▶ [TASK DIRECTIONS] Leave out the pictures and reproduce all of the data exactly.
**********
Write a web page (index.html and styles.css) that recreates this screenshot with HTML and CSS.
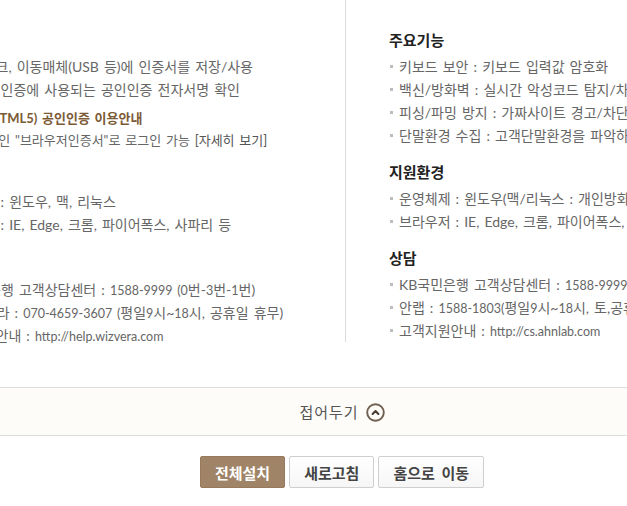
FILE: index.html
```html
<!DOCTYPE html>
<html lang="ko">
<head>
<meta charset="utf-8">
<title>보안프로그램 설치</title>
<link rel="stylesheet" href="styles.css">
</head>
<body>
<div class="page">
  <div class="columns">
    <div class="col col-left">
      <div class="section">
        <h3 class="sec-title">주요기능</h3>
        <ul class="list">
          <li>하드디스크, 이동매체(USB 등)에 인증서를 저장/사용</li>
          <li>전자서명 인증에 사용되는 공인인증 전자서명 확인</li>
        </ul>
        <div class="notice">
          <p class="notice-title">브라우저(HTML5) 공인인증 이용안내</p>
          <p class="notice-text">프로그램 설치없이 개인 "브라우저인증서"로 로그인 가능 <a class="more" href="#">[자세히 보기]</a></p>
        </div>
      </div>
      <div class="section sec-env-left">
        <h3 class="sec-title">지원환경</h3>
        <ul class="list">
          <li>운영체제 : 윈도우, 맥, 리눅스</li>
          <li>브라우저 : IE, Edge, 크롬, 파이어폭스, 사파리 등</li>
        </ul>
      </div>
      <div class="section sec-cs-left">
        <h3 class="sec-title">상담</h3>
        <ul class="list">
          <li>KB국민은행 고객상담센터 : <span class="en">1588-9999 (0</span>번-<span class="en">3</span>번-<span class="en">1</span>번)</li>
          <li>㈜위즈베라 : <span class="en">070-4659-3607 (</span>평일<span class="en">9</span>시~<span class="en">18</span>시, 공휴일 휴무)</li>
          <li>고객지원안내 : <span class="en">http://help.wizvera.com</span></li>
        </ul>
      </div>
    </div>
    <div class="col col-right">
      <div class="section">
        <h3 class="sec-title">주요기능</h3>
        <ul class="list">
          <li>키보드 보안 : 키보드 입력값 암호화</li>
          <li>백신/방화벽 : 실시간 악성코드 탐지/차단</li>
          <li>피싱/파밍 방지 : 가짜사이트 경고/차단</li>
          <li>단말환경 수집 : 고객단말환경을 파악하여 이상거래 탐지</li>
        </ul>
      </div>
      <div class="section">
        <h3 class="sec-title">지원환경</h3>
        <ul class="list">
          <li>운영체제 : 윈도우(맥/리눅스 : 개인방화벽 미지원)</li>
          <li>브라우저 : IE, Edge, 크롬, 파이어폭스, 사파리 등</li>
        </ul>
      </div>
      <div class="section">
        <h3 class="sec-title">상담</h3>
        <ul class="list">
          <li>KB국민은행 고객상담센터 : <span class="en">1588-9999 (0</span>번-<span class="en">3</span>번-<span class="en">1</span>번)</li>
          <li>안랩 : <span class="en">1588-1803(</span>평일<span class="en">9</span>시~<span class="en">18</span>시, 토,공휴일 휴무)</li>
          <li>고객지원안내 : <span class="en">http://cs.ahnlab.com</span></li>
        </ul>
      </div>
    </div>
  </div>

  <div class="fold-bar">
    <button class="fold-btn" type="button">
      <span class="fold-label">접어두기</span>
      <svg class="fold-icon" width="19" height="19" viewBox="0 0 19 19" aria-hidden="true">
        <circle cx="9.5" cy="9.5" r="8.3" fill="none" stroke="#6f5f50" stroke-width="1.9"/>
        <polyline points="6.6,11 9.5,8.1 12.4,11" fill="none" stroke="#4a3c30" stroke-width="2.1" stroke-linecap="round" stroke-linejoin="round"/>
      </svg>
    </button>
  </div>

  <div class="actions">
    <button class="btn btn-primary" type="button">전체설치</button>
    <button class="btn" type="button">새로고침</button>
    <button class="btn" type="button">홈으로 이동</button>
  </div>
</div>
</body>
</html>
```

FILE: styles.css
```css
html, body {
  margin: 0;
  padding: 0;
  background: #fff;
  overflow: hidden;
}
body {
  width: 627px;
  height: 506px;
  font-family: Lato, "Noto Sans CJK KR", "Noto Sans", sans-serif;
  color: #666;
  font-size: 14px;
  word-spacing: 1.5px;
}
.en {
  font-size: 12.5px;
  line-height: 1;
}
.page {
  width: 920px;
  margin-left: -118px;
}
.columns {
  display: grid;
  grid-template-columns: 464px 456px;
  align-items: start;
}
.col {
  padding-top: 30px;
  box-sizing: border-box;
}
.col-left {
  padding-left: 52px;
}
.col-right {
  padding-left: 43px;
  margin-left: -1px;
  border-left: 1px solid #dcdcdc;
}
.section + .section {
  margin-top: 15px;
}
.sec-title {
  margin: 0 0 5px;
  font-size: 15px;
  line-height: 20px;
  font-weight: 700;
  color: #222;
  white-space: nowrap;
}
.list {
  list-style: none;
  margin: 0;
  padding: 0;
}
.list li {
  position: relative;
  padding-left: 10px;
  line-height: 23px;
  height: 23px;
  white-space: nowrap;
}
.list li::before {
  content: "";
  position: absolute;
  left: 1px;
  top: 10px;
  width: 3px;
  height: 3px;
  background: #bdbdbd;
}
.notice {
  margin-top: 6px;
  font-size: 13px;
}
.notice p {
  margin: 0;
  line-height: 22px;
  white-space: nowrap;
}
.notice-title {
  font-weight: 700;
  color: #7b5a36;
  margin-left: 4px !important;
}
.notice-text {
  margin-left: -53px !important;
}
.more {
  color: #555;
  text-decoration: none;
}
.sec-env-left {
  margin-top: 14px !important;
}
.sec-cs-left {
  margin-top: 17px !important;
}
.fold-bar {
  margin-top: 40px;
  border-top: 1px solid #dedede;
  border-bottom: 1px solid #dedede;
  background: #fdfcf8;
  height: 47px;
  display: flex;
  align-items: center;
  justify-content: center;
}
.fold-btn {
  display: flex;
  align-items: center;
  gap: 7px;
  background: none;
  border: 0;
  padding: 0;
  font-family: inherit;
  font-size: 15px;
  letter-spacing: 1px;
  color: #555;
  cursor: pointer;
}
.fold-label {
  line-height: 20px;
}
.fold-icon {
  display: block;
  margin-top: 1px;
}
.actions {
  margin-top: 20px;
  display: flex;
  justify-content: center;
  gap: 4px;
}
.btn {
  height: 32px;
  padding: 0 14px;
  border: 1px solid #cfcfcf;
  border-radius: 2px;
  background: linear-gradient(#ffffff, #f6f6f6);
  font-family: inherit;
  font-size: 15px;
  font-weight: 700;
  word-spacing: 3px;
  color: #444;
  box-sizing: border-box;
}
.btn-primary {
  background: #a08468;
  border-color: #98795c;
  color: #fff;
}
```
**********
▶ [COMPLETED EXERCISE]
Write a web page (index.html and styles.css) that recreates this screenshot with HTML and CSS.
FILE: index.html
```html
<!DOCTYPE html>
<html lang="ko">
<head>
<meta charset="utf-8">
<title>보안프로그램 설치</title>
<link rel="stylesheet" href="styles.css">
</head>
<body>
<div class="page">
  <div class="columns">
    <div class="col col-left">
      <div class="section">
        <h3 class="sec-title">주요기능</h3>
        <ul class="list">
          <li>하드디스크, 이동매체(USB 등)에 인증서를 저장/사용</li>
          <li>전자서명 인증에 사용되는 공인인증 전자서명 확인</li>
        </ul>
        <div class="notice">
          <p class="notice-title">브라우저(HTML5) 공인인증 이용안내</p>
          <p class="notice-text">프로그램 설치없이 개인 "브라우저인증서"로 로그인 가능 <a class="more" href="#">[자세히 보기]</a></p>
        </div>
      </div>
      <div class="section sec-env-left">
        <h3 class="sec-title">지원환경</h3>
        <ul class="list">
          <li>운영체제 : 윈도우, 맥, 리눅스</li>
          <li>브라우저 : IE, Edge, 크롬, 파이어폭스, 사파리 등</li>
        </ul>
      </div>
      <div class="section sec-cs-left">
        <h3 class="sec-title">상담</h3>
        <ul class="list">
          <li>KB국민은행 고객상담센터 : <span class="en">1588-9999 (0</span>번-<span class="en">3</span>번-<span class="en">1</span>번)</li>
          <li>㈜위즈베라 : <span class="en">070-4659-3607 (</span>평일<span class="en">9</span>시~<span class="en">18</span>시, 공휴일 휴무)</li>
          <li>고객지원안내 : <span class="en">http://help.wizvera.com</span></li>
        </ul>
      </div>
    </div>
    <div class="col col-right">
      <div class="section">
        <h3 class="sec-title">주요기능</h3>
        <ul class="list">
          <li>키보드 보안 : 키보드 입력값 암호화</li>
          <li>백신/방화벽 : 실시간 악성코드 탐지/차단</li>
          <li>피싱/파밍 방지 : 가짜사이트 경고/차단</li>
          <li>단말환경 수집 : 고객단말환경을 파악하여 이상거래 탐지</li>
        </ul>
      </div>
      <div class="section">
        <h3 class="sec-title">지원환경</h3>
        <ul class="list">
          <li>운영체제 : 윈도우(맥/리눅스 : 개인방화벽 미지원)</li>
          <li>브라우저 : IE, Edge, 크롬, 파이어폭스, 사파리 등</li>
        </ul>
      </div>
      <div class="section">
        <h3 class="sec-title">상담</h3>
        <ul class="list">
          <li>KB국민은행 고객상담센터 : <span class="en">1588-9999 (0</span>번-<span class="en">3</span>번-<span class="en">1</span>번)</li>
          <li>안랩 : <span class="en">1588-1803(</span>평일<span class="en">9</span>시~<span class="en">18</span>시, 토,공휴일 휴무)</li>
          <li>고객지원안내 : <span class="en">http://cs.ahnlab.com</span></li>
        </ul>
      </div>
    </div>
  </div>

  <div class="fold-bar">
    <button class="fold-btn" type="button">
      <span class="fold-label">접어두기</span>
      <svg class="fold-icon" width="19" height="19" viewBox="0 0 19 19" aria-hidden="true">
        <circle cx="9.5" cy="9.5" r="8.3" fill="none" stroke="#6f5f50" stroke-width="1.9"/>
        <polyline points="6.6,11 9.5,8.1 12.4,11" fill="none" stroke="#4a3c30" stroke-width="2.1" stroke-linecap="round" stroke-linejoin="round"/>
      </svg>
    </button>
  </div>

  <div class="actions">
    <button class="btn btn-primary" type="button">전체설치</button>
    <button class="btn" type="button">새로고침</button>
    <button class="btn" type="button">홈으로 이동</button>
  </div>
</div>
</body>
</html>
```

FILE: styles.css
```css
html, body {
  margin: 0;
  padding: 0;
  background: #fff;
  overflow: hidden;
}
body {
  width: 627px;
  height: 506px;
  font-family: Lato, "Noto Sans CJK KR", "Noto Sans", sans-serif;
  color: #666;
  font-size: 14px;
  word-spacing: 1.5px;
}
.en {
  font-size: 12.5px;
  line-height: 1;
}
.page {
  width: 920px;
  margin-left: -118px;
}
.columns {
  display: grid;
  grid-template-columns: 464px 456px;
  align-items: start;
}
.col {
  padding-top: 30px;
  box-sizing: border-box;
}
.col-left {
  padding-left: 52px;
}
.col-right {
  padding-left: 43px;
  margin-left: -1px;
  border-left: 1px solid #dcdcdc;
}
.section + .section {
  margin-top: 15px;
}
.sec-title {
  margin: 0 0 5px;
  font-size: 15px;
  line-height: 20px;
  font-weight: 700;
  color: #222;
  white-space: nowrap;
}
.list {
  list-style: none;
  margin: 0;
  padding: 0;
}
.list li {
  position: relative;
  padding-left: 10px;
  line-height: 23px;
  height: 23px;
  white-space: nowrap;
}
.list li::before {
  content: "";
  position: absolute;
  left: 1px;
  top: 10px;
  width: 3px;
  height: 3px;
  background: #bdbdbd;
}
.notice {
  margin-top: 6px;
  font-size: 13px;
}
.notice p {
  margin: 0;
  line-height: 22px;
  white-space: nowrap;
}
.notice-title {
  font-weight: 700;
  color: #7b5a36;
  margin-left: 4px !important;
}
.notice-text {
  margin-left: -53px !important;
}
.more {
  color: #555;
  text-decoration: none;
}
.sec-env-left {
  margin-top: 14px !important;
}
.sec-cs-left {
  margin-top: 17px !important;
}
.fold-bar {
  margin-top: 40px;
  border-top: 1px solid #dedede;
  border-bottom: 1px solid #dedede;
  background: #fdfcf8;
  height: 47px;
  display: flex;
  align-items: center;
  justify-content: center;
}
.fold-btn {
  display: flex;
  align-items: center;
  gap: 7px;
  background: none;
  border: 0;
  padding: 0;
  font-family: inherit;
  font-size: 15px;
  letter-spacing: 1px;
  color: #555;
  cursor: pointer;
}
.fold-label {
  line-height: 20px;
}
.fold-icon {
  display: block;
  margin-top: 1px;
}
.actions {
  margin-top: 20px;
  display: flex;
  justify-content: center;
  gap: 4px;
}
.btn {
  height: 32px;
  padding: 0 14px;
  border: 1px solid #cfcfcf;
  border-radius: 2px;
  background: linear-gradient(#ffffff, #f6f6f6);
  font-family: inherit;
  font-size: 15px;
  font-weight: 700;
  word-spacing: 3px;
  color: #444;
  box-sizing: border-box;
}
.btn-primary {
  background: #a08468;
  border-color: #98795c;
  color: #fff;
}
```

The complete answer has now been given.